DIRECTIONS FOR THIS TASK ▸ Take the material and output all of it exactly.
* start *
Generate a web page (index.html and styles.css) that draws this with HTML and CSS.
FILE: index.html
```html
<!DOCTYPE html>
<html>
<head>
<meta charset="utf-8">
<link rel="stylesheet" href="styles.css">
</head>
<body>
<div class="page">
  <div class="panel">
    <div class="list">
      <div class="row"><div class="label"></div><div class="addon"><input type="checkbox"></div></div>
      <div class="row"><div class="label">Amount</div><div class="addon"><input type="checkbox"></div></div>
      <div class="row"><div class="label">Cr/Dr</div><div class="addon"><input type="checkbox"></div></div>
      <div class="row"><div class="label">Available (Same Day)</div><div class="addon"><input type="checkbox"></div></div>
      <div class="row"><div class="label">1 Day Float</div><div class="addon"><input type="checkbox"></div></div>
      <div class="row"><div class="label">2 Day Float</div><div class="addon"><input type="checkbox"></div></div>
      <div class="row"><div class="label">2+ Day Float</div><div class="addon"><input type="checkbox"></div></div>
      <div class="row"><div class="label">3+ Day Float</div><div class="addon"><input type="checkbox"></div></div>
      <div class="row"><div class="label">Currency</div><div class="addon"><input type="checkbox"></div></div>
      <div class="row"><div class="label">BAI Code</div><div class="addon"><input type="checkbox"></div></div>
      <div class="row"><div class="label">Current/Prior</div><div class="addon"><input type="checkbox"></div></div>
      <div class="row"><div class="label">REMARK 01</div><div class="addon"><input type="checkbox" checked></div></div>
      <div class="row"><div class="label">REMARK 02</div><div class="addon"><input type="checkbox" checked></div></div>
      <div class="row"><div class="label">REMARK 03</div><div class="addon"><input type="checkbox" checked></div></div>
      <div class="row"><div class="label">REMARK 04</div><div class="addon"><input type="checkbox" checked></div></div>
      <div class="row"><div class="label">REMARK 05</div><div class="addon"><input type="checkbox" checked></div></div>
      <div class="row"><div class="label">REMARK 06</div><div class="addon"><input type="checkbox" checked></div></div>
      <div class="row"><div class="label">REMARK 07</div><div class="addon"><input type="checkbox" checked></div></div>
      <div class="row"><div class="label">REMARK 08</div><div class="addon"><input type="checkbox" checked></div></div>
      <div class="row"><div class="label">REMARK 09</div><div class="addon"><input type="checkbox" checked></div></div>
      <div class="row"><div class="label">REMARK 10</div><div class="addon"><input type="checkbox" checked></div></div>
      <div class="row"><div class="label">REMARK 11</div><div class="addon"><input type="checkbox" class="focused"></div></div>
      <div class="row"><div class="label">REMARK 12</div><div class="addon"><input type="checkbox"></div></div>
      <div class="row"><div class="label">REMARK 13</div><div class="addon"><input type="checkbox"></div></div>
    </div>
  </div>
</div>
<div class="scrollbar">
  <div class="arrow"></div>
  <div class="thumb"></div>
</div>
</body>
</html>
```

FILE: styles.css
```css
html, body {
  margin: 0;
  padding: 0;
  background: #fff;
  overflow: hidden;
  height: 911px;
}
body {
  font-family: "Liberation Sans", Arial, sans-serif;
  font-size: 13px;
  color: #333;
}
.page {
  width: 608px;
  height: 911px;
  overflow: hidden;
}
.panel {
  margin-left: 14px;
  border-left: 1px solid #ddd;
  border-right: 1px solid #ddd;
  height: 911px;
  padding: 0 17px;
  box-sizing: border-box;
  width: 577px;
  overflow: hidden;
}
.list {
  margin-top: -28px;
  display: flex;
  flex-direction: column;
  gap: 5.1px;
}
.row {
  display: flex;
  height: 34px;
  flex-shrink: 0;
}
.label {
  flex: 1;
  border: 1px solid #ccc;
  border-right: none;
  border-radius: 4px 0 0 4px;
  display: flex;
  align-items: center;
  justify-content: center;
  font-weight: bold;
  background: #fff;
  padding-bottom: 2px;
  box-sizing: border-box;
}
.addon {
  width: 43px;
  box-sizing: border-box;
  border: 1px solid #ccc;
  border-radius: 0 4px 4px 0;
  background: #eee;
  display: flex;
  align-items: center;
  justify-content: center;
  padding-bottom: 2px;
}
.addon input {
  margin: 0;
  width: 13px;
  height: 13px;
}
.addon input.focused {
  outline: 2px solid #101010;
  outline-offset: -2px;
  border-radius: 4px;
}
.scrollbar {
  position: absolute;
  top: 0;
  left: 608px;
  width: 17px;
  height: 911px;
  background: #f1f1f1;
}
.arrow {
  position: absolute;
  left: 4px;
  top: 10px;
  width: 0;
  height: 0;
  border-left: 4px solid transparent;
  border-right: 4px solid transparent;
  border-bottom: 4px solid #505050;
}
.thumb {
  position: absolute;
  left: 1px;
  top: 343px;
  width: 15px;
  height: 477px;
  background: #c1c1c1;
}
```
* end *
RESULT ▸
Generate a web page (index.html and styles.css) that draws this with HTML and CSS.
FILE: index.html
```html
<!DOCTYPE html>
<html>
<head>
<meta charset="utf-8">
<link rel="stylesheet" href="styles.css">
</head>
<body>
<div class="page">
  <div class="panel">
    <div class="list">
      <div class="row"><div class="label"></div><div class="addon"><input type="checkbox"></div></div>
      <div class="row"><div class="label">Amount</div><div class="addon"><input type="checkbox"></div></div>
      <div class="row"><div class="label">Cr/Dr</div><div class="addon"><input type="checkbox"></div></div>
      <div class="row"><div class="label">Available (Same Day)</div><div class="addon"><input type="checkbox"></div></div>
      <div class="row"><div class="label">1 Day Float</div><div class="addon"><input type="checkbox"></div></div>
      <div class="row"><div class="label">2 Day Float</div><div class="addon"><input type="checkbox"></div></div>
      <div class="row"><div class="label">2+ Day Float</div><div class="addon"><input type="checkbox"></div></div>
      <div class="row"><div class="label">3+ Day Float</div><div class="addon"><input type="checkbox"></div></div>
      <div class="row"><div class="label">Currency</div><div class="addon"><input type="checkbox"></div></div>
      <div class="row"><div class="label">BAI Code</div><div class="addon"><input type="checkbox"></div></div>
      <div class="row"><div class="label">Current/Prior</div><div class="addon"><input type="checkbox"></div></div>
      <div class="row"><div class="label">REMARK 01</div><div class="addon"><input type="checkbox" checked></div></div>
      <div class="row"><div class="label">REMARK 02</div><div class="addon"><input type="checkbox" checked></div></div>
      <div class="row"><div class="label">REMARK 03</div><div class="addon"><input type="checkbox" checked></div></div>
      <div class="row"><div class="label">REMARK 04</div><div class="addon"><input type="checkbox" checked></div></div>
      <div class="row"><div class="label">REMARK 05</div><div class="addon"><input type="checkbox" checked></div></div>
      <div class="row"><div class="label">REMARK 06</div><div class="addon"><input type="checkbox" checked></div></div>
      <div class="row"><div class="label">REMARK 07</div><div class="addon"><input type="checkbox" checked></div></div>
      <div class="row"><div class="label">REMARK 08</div><div class="addon"><input type="checkbox" checked></div></div>
      <div class="row"><div class="label">REMARK 09</div><div class="addon"><input type="checkbox" checked></div></div>
      <div class="row"><div class="label">REMARK 10</div><div class="addon"><input type="checkbox" checked></div></div>
      <div class="row"><div class="label">REMARK 11</div><div class="addon"><input type="checkbox" class="focused"></div></div>
      <div class="row"><div class="label">REMARK 12</div><div class="addon"><input type="checkbox"></div></div>
      <div class="row"><div class="label">REMARK 13</div><div class="addon"><input type="checkbox"></div></div>
    </div>
  </div>
</div>
<div class="scrollbar">
  <div class="arrow"></div>
  <div class="thumb"></div>
</div>
</body>
</html>
```

FILE: styles.css
```css
html, body {
  margin: 0;
  padding: 0;
  background: #fff;
  overflow: hidden;
  height: 911px;
}
body {
  font-family: "Liberation Sans", Arial, sans-serif;
  font-size: 13px;
  color: #333;
}
.page {
  width: 608px;
  height: 911px;
  overflow: hidden;
}
.panel {
  margin-left: 14px;
  border-left: 1px solid #ddd;
  border-right: 1px solid #ddd;
  height: 911px;
  padding: 0 17px;
  box-sizing: border-box;
  width: 577px;
  overflow: hidden;
}
.list {
  margin-top: -28px;
  display: flex;
  flex-direction: column;
  gap: 5.1px;
}
.row {
  display: flex;
  height: 34px;
  flex-shrink: 0;
}
.label {
  flex: 1;
  border: 1px solid #ccc;
  border-right: none;
  border-radius: 4px 0 0 4px;
  display: flex;
  align-items: center;
  justify-content: center;
  font-weight: bold;
  background: #fff;
  padding-bottom: 2px;
  box-sizing: border-box;
}
.addon {
  width: 43px;
  box-sizing: border-box;
  border: 1px solid #ccc;
  border-radius: 0 4px 4px 0;
  background: #eee;
  display: flex;
  align-items: center;
  justify-content: center;
  padding-bottom: 2px;
}
.addon input {
  margin: 0;
  width: 13px;
  height: 13px;
}
.addon input.focused {
  outline: 2px solid #101010;
  outline-offset: -2px;
  border-radius: 4px;
}
.scrollbar {
  position: absolute;
  top: 0;
  left: 608px;
  width: 17px;
  height: 911px;
  background: #f1f1f1;
}
.arrow {
  position: absolute;
  left: 4px;
  top: 10px;
  width: 0;
  height: 0;
  border-left: 4px solid transparent;
  border-right: 4px solid transparent;
  border-bottom: 4px solid #505050;
}
.thumb {
  position: absolute;
  left: 1px;
  top: 343px;
  width: 15px;
  height: 477px;
  background: #c1c1c1;
}
```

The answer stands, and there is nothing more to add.